"Le Premier Maître" se démarque du film suivant de Kontchalovski, "Le Bonheur d'Assia", dans sa dimension relativement ethnographique, en choisissant pour cadre le début des années 20 soviétiques, dans un minuscule village kirghize à la frontière chinoise. Un ancien soldat reconverti en instituteur est envoyé par le gouvernement communiste pour éduquer la population locale, afin de les sortir du poids des traditions ancestrales qui les aliène et les laisse dans leur inculture — pense-t-il. Sauf que ledit instituteur ne se révèlera pas beaucoup plus éclairé, et pire, carrément imbu de sa personne à travers la tâche quasiment messianique que le régime lui a confiée. Un personnage certes très volontaire, mais parfaitement inexpérimenté et maladroit, qui tentera de faire classe à quelques enfants dans des conditions matérielles assez peu adaptées.

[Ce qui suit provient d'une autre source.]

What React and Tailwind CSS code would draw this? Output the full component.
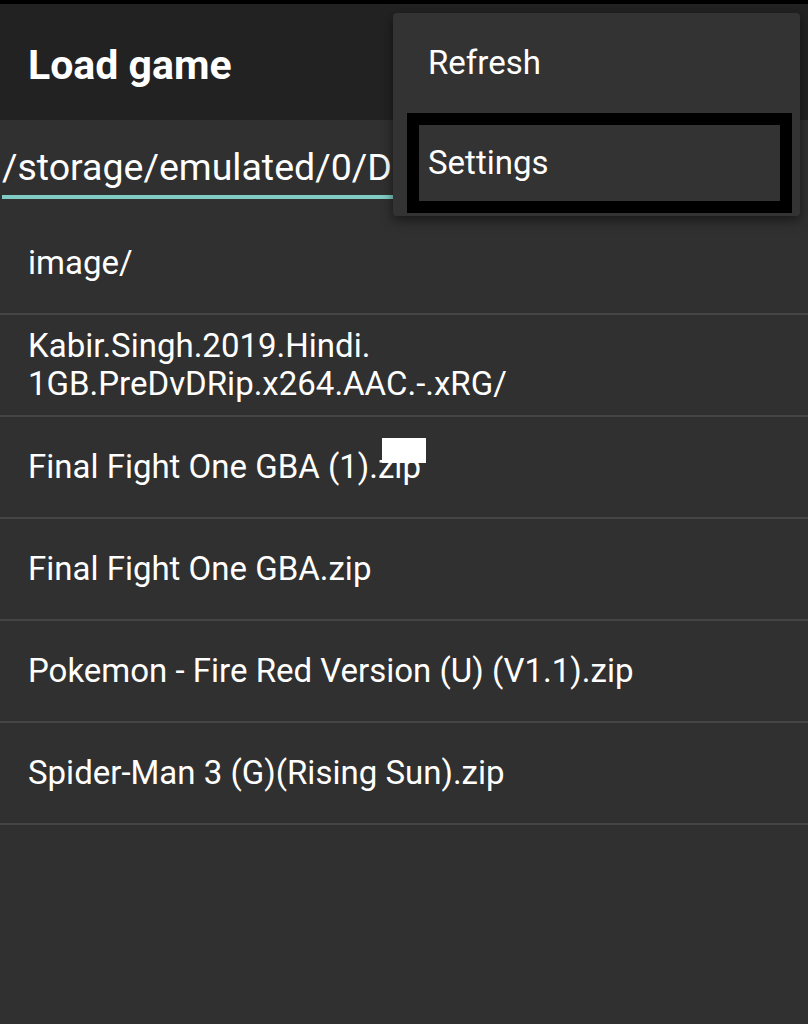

Avec son étoile rouge (enfin, on suppose vu que le film est en noir et blanc) sur la tête, il faut voir le pauvre homme s'évertuer à délivrer les enseignements du parti, à faire répéter aux enfants illettrés "so-cia-lisme" inlassablement, tout en suant à grosses gouttes dans ce qui n'était jusqu'alors qu'une étable. Les saisons passent, alternant entre une chaleur suffocante et une rivière gelée qu'il faut traverser en hiver, mais son opiniâtreté pour convertir les villageois ne semble connaître aucune limite. L'indifférence qu'il suscite ne semble en rien altérer sa mission de propagande, et c'est dans ce contraste que l'on ressent toute l'ironie du ton employé par Kontchalovski. Pieds nus dans une rivière glacée, à charrier de lourdes pierres pour dresser un pont évanescent, on n'est pas loin du Sisyphe oriental.
À côté de cette thématique liée au catéchisme soviétique qui flirte régulièrement avec la comédie, le film évoque également le mode de vie des habitants, dans l'arrière-plan, avec l'élevage, la religion, la pratique d'arts, les rites de combat lors des conflits, et l'influence d'un seigneur local plutôt vindicatif. Le protagoniste traverse cet univers toujours un peu en retrait (non sans recevoir quelques coups au passage), enfermé dans son obstination décalée, quand bien même il serait à côté de la plaque et presque conscient de l'être. Mais à l'instar des locaux, jamais Kontchalovski n'usera d'un ton condescendant pour l'observer : simplement une dérision empreinte de tendresse, avec une pointe de respect dans l'ultime séquence, énième recommencement de la mission qu'il s'est fixée.